Minister of Home Affairs and Cultural Heritage
- In office 7 September 2018 – 9 November 2019
- President: Emmerson Mnangagwa
- Preceded by: Obert Mpofu
- Succeeded by: Kazembe Kazembe

Minister of Primary and Secondary Education
- In office 9 November 2019 – 30 September 2021
- Preceded by: Paul Mavima
- Succeeded by: Evelyn Ndlovu

Personal details
- Born: 25 January 1947 (age 79) Southern Rhodesia Sipepa, Tsholotsho District
- Party: ZANU-PF
- Spouses: Musa Ncube ​ ​(m. 1989; div. 2008)​; Bathabetsoe Nare ​(m. 2016)​;

= Cain Mathema =

Zimbabwean politician

Cain Ginyilitshe Ndabazekhaya Mathema (born 25 January 1947) is a Zimbabwean politician and writer. He has held various cabinet roles in the Zimbabwean government. He is a member of Zanu-PF. He was born in Sipepa, Tsholotsho District.

==Political career==
Cain Mathema joined the Zimbabwe People's Revolutionary Army (ZIPRA) in 1968.

Soon after independence, Cain Mathema worked as a senior civil servant in the government of Zimbabwe.
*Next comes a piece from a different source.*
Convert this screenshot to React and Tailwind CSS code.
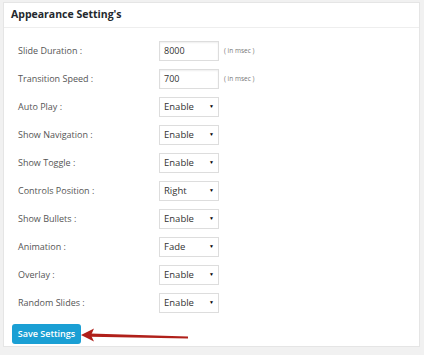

He later contested for political office and has since served as a governor and cabinet minister.

In Robert Mugabe's government, Mathema served as:

- Deputy Minister of Rural Resources and Water Development - 1997
- Ambassador to Zambia
- Governor for Bulawayo - February 2004 - September 2013
- Minister of State for Provincial Affairs, Matebeleland North - September 2013 - October 2017
- Minister of War Veteran - October 2017 - November 2017

In Emmerson Mnangagwa's government, Mathema has served as:

- Minister of State for Matabeleland North - December 2017 - September 2018
- Minister of Home Affairs and Cultural Heritage - September 2018 - November 2019
- Minister of Primary and Secondary Education - November 2019 – 30 September 2021

Since 2005, he has been placed on the United States sanctions list.
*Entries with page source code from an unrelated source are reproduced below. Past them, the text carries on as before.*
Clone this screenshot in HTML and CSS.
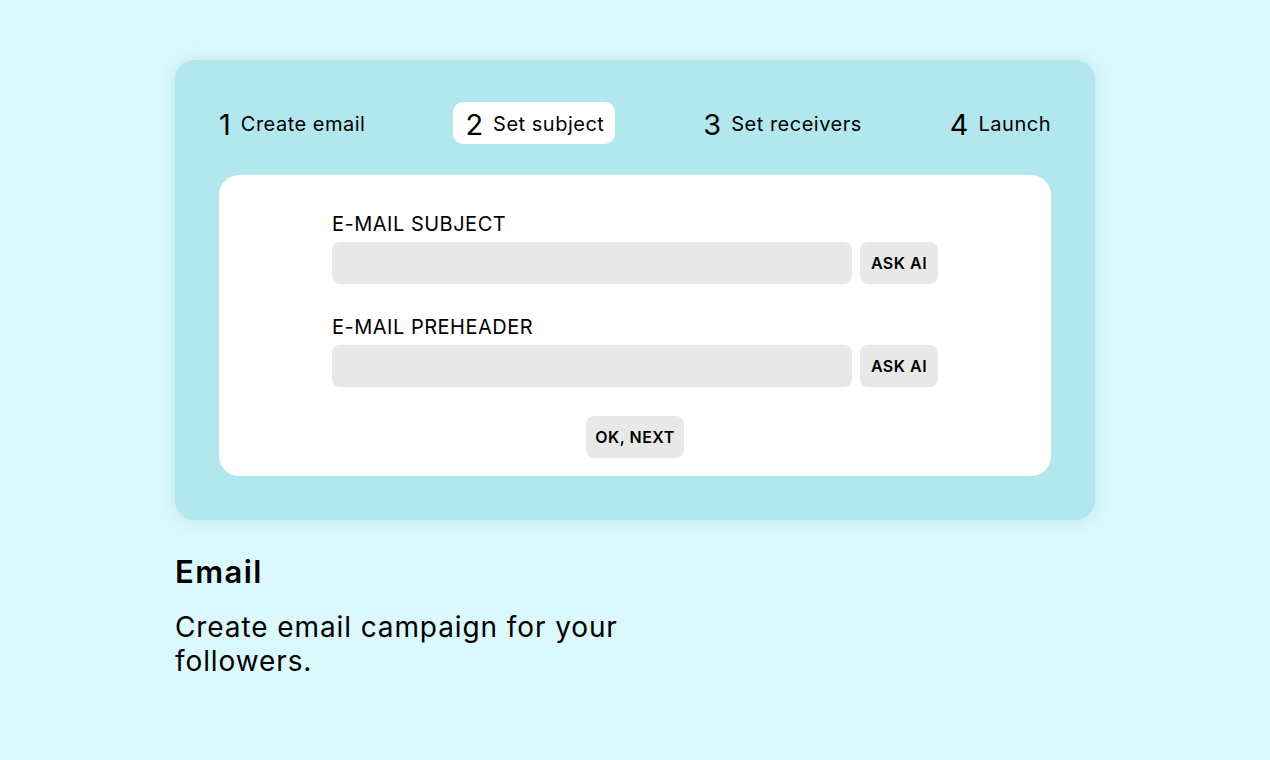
FILE: index.html
```html
<!DOCTYPE html>
<html lang="en">
<head>
<meta charset="utf-8">
<title>Email</title>
<link rel="stylesheet" href="styles.css">
</head>
<body>
<main class="page">
  <section class="card">
    <nav class="steps">
      <div class="step"><span class="num">1</span><span class="label">Create email</span></div>
      <div class="step active"><span class="num">2</span><span class="label">Set subject</span></div>
      <div class="step"><span class="num">3</span><span class="label">Set receivers</span></div>
      <div class="step"><span class="num">4</span><span class="label">Launch</span></div>
    </nav>
    <div class="panel">
      <div class="form">
        <div class="field">
          <div class="field-label">E-MAIL SUBJECT</div>
          <div class="field-row">
            <div class="input"></div>
            <button class="btn">ASK AI</button>
          </div>
        </div>
        <div class="field">
          <div class="field-label">E-MAIL PREHEADER</div>
          <div class="field-row">
            <div class="input"></div>
            <button class="btn">ASK AI</button>
          </div>
        </div>
        <div class="actions">
          <button class="btn next">OK, NEXT</button>
        </div>
      </div>
    </div>
  </section>
  <h1 class="title">Email</h1>
  <p class="desc">Create email campaign for your followers.</p>
</main>
</body>
</html>
```
FILE: styles.css
```css
html, body {
  margin: 0;
  padding: 0;
}
body {
  background: #dbf8fc;
  font-family: Inter, "Noto Sans", sans-serif;
  color: #000;
  width: 1270px;
  height: 760px;
  overflow: hidden;
}
.page {
  padding: 60px 0 0 175px;
}
.card {
  width: 920px;
  box-sizing: border-box;
  background: #b2e8ed;
  border-radius: 20px;
  padding: 42px 44px 44px;
  box-shadow: 0 0 14px rgba(120, 200, 210, 0.35);
}
.steps {
  display: flex;
  justify-content: space-between;
  align-items: center;
  height: 42px;
}
.step {
  display: flex;
  align-items: center;
  gap: 10px;
  height: 42px;
  border-radius: 10px;
  box-sizing: border-box;
}
.step.active {
  background: #fff;
  padding: 0 11px 0 12px;
}
.num {
  font-size: 29px;
  font-weight: 400;
  line-height: 1;
  position: relative;
  top: 1px;
}
.label {
  font-size: 20px;
  line-height: 24px;
  letter-spacing: 0.5px;
  position: relative;
  top: 1px;
}
.panel {
  margin-top: 31px;
  background: #fff;
  border-radius: 20px;
  padding: 37px 0 18px;
  display: flex;
  justify-content: center;
}
.form {
  width: 606px;
  display: flex;
  flex-direction: column;
}
.field + .field {
  margin-top: 31px;
}
.field-label {
  font-size: 20px;
  line-height: 24px;
  margin-bottom: 6px;
  letter-spacing: 0.5px;
}
.field-row {
  display: flex;
  gap: 8px;
}
.input {
  flex: 1;
  height: 42px;
  background: #e8e8e8;
  border-radius: 8px;
}
.btn {
  height: 42px;
  border: 0;
  border-radius: 8px;
  background: #e8e8e8;
  font-family: Inter, "Noto Sans", sans-serif;
  font-weight: 600;
  font-size: 16px;
  letter-spacing: 0.5px;
  color: #000;
  padding: 0;
  width: 78px;
}
.actions {
  display: flex;
  justify-content: center;
  margin-top: 29px;
}
.btn.next {
  width: 98px;
}
.title {
  margin: 34px 0 0;
  font-size: 31px;
  line-height: 36px;
  font-weight: 600;
  letter-spacing: 1.4px;
}
.desc {
  margin: 20px 0 0;
  font-size: 28px;
  line-height: 34px;
  letter-spacing: 0.9px;
  width: 480px;
}
```
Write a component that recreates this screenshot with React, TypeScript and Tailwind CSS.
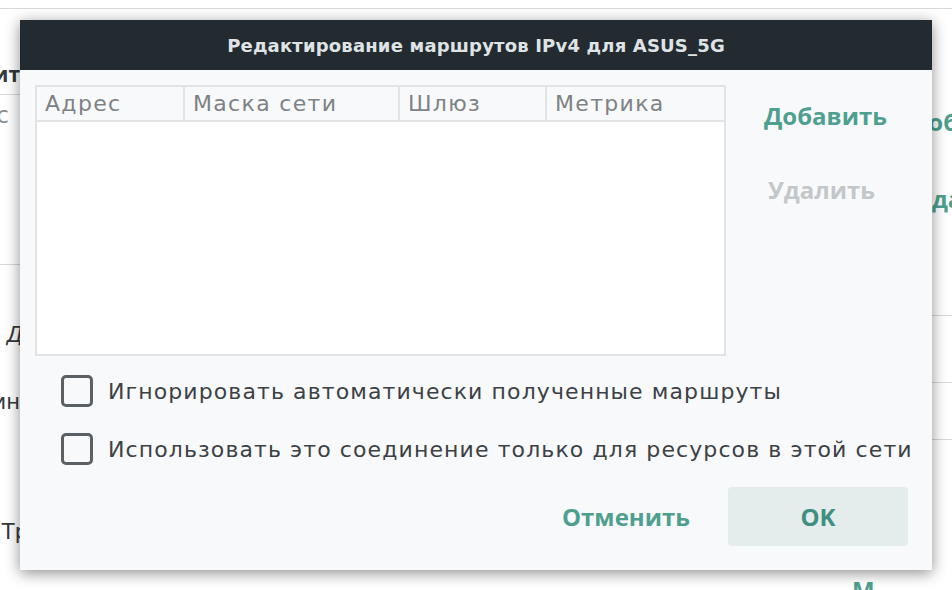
import React from "react";

const font = { fontFamily: '"DejaVu Sans", "Noto Sans", sans-serif' };
const boldFont = { fontFamily: '"Open Sans", "Noto Sans", sans-serif' };

const columns = [
    { label: "Адрес", w: "w-[148px]" },
    { label: "Маска сети", w: "w-[215px]" },
    { label: "Шлюз", w: "w-[147px]" },
    { label: "Метрика", w: "flex-1" },
];

const Checkbox = ({ label }: { label: string }) => (
    <label className="flex items-center gap-[15px] h-[32px]">
        <span className="w-[32px] h-[32px] rounded-[5px] border-[3px] border-[#5b6064] bg-[#f8f9fb] shrink-0" />
        <span className="text-[22px] tracking-[0.05em] text-[#3c4145] whitespace-nowrap">{label}</span>
    </label>
);

const App = () => {
    return (
        <div className="relative w-[952px] h-[590px] overflow-hidden bg-white" style={font}>
            {/* page behind the dialog */}
            <div className="flex h-full border-t border-[#d8d8d8] mt-[8px]">
                <div className="w-[20px] flex flex-col text-[#33383b] text-[21px]">
                    <div className="flex justify-end overflow-hidden whitespace-nowrap font-bold h-[28px] mt-[50px]" style={boldFont}>Маршрутизация ит</div>
                    <div className="border-b border-[#d8d8d8] mt-[7px]" />
                    <div className="flex justify-end overflow-hidden whitespace-nowrap text-[#8a8f92] text-[23px] h-[28px] mt-[3px] mr-[11px]">Адрес</div>
                    <div className="border-b border-[#d8d8d8] mt-[138px]" />
                    <div className="flex justify-end overflow-hidden whitespace-nowrap italic h-[28px] mt-[55px] -mr-[3px]">Д</div>
                    <div className="flex justify-end overflow-hidden whitespace-nowrap h-[28px] mt-[39px]">Один</div>
                    <div className="flex justify-end overflow-hidden whitespace-nowrap h-[28px] mt-[102px] -mr-[8px]">Тр</div>
                </div>
                <div className="w-[912px] flex flex-col">
                    <div className="mt-[569px] ml-[832px] text-[24px] font-bold text-[#4f9f8f] leading-none" style={boldFont}>М</div>
                </div>
                <div className="w-[20px] overflow-hidden flex flex-col text-[24px] font-bold text-[#4f9f8f]" style={boldFont}>
                    <div className="whitespace-nowrap h-[30px] mt-[95px] -ml-[22px]">Добавить</div>
                    <div className="whitespace-nowrap h-[30px] mt-[47px] -ml-[16px]">Удалить</div>
                    <div className="border-b border-[#d8d8d8] mt-[104px]" />
                    <div className="border-b border-[#d8d8d8] mt-[66px]" />
                    <div className="border-b border-[#d8d8d8] mt-[56px]" />
                </div>
            </div>

            {/* dialog */}
            <div className="absolute top-[20px] left-[20px] w-[912px] h-[550px] bg-[#f8f9fb] flex flex-col shadow-[0_3px_14px_rgba(0,0,0,0.45)]">
                <div className="h-[50px] bg-[#232b30] flex items-center justify-center text-[#dfe3e6] text-[18px] tracking-[0.01em] font-bold">
                    Редактирование маршрутов IPv4 для ASUS_5G
                </div>
                <div className="flex flex-1 flex-col px-[15px] pt-[15px] pb-[24px]">
                    <div className="flex">
                        <div className="w-[691px] h-[271px] border-2 border-[#e1e3e5] bg-white flex flex-col">
                            <div className="flex h-[35px] bg-[#f8f9fb] border-b-2 border-[#e1e3e5]">
                                {columns.map((c, i) => (
                                    <div
                                        key={c.label}
                                        className={`${c.w} flex items-center px-[8px] text-[22px] tracking-[0.06em] text-[#7d8285] ${i < 3 ? "border-r-2 border-[#e1e3e5]" : ""}`}
                                    >
                                        {c.label}
                                    </div>
                                ))}
                            </div>
                        </div>
                        <div className="flex-1 flex flex-col items-center pt-[13px] gap-[42px] text-[24px] font-bold" style={boldFont}>
                            <button className="text-[#4f9f8f] h-[32px] ml-[8px]">Добавить</button>
                            <button className="text-[#c3c7ca] h-[32px]">Удалить</button>
                        </div>
                    </div>
                    <div className="flex flex-col gap-[26px] mt-[19px] pl-[26px]">
                        <Checkbox label="Игнорировать автоматически полученные маршруты" />
                        <Checkbox label="Использовать это соединение только для ресурсов в этой сети" />
                    </div>
                    <div className="flex-1" />
                    <div className="flex justify-end items-center gap-[38px] pr-[9px] text-[24px] font-bold" style={boldFont}>
                        <button className="text-[#4f9f8f]">Отменить</button>
                        <button className="w-[180px] h-[59px] rounded-[4px] bg-[#e4ecec] text-[#3f8f80]">OK</button>
                    </div>
                </div>
            </div>
        </div>
    );
};

export default App;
In late February 2008, he was present at rally supporting ZANU-PF candidate Sikhanyiso Ndlovu's bid for the Pelandaba-Mpopoma constituency seat.

On 6 November 2018, he promised to crush anti-government demonstrations which he alleges were being planned by Nelson Chamisa.

==Personal life==
Cain Mathema is a published Ndebele and English poet, playwright, short story writer and cartoonist. He has published over 20 books on all sorts of topics. His books are published by different publishing houses which include but are not limited to, Mambo Press, Longman Press, Mathema Publishers, College Press and the University of Zimbabwe amongst others. His works have been used in local universities and beyond.

In December 2016, Cain who was then Matebeleland North Provincial Governor, married 23-year-old Bathabetsoe Nare who was 47 years his junior.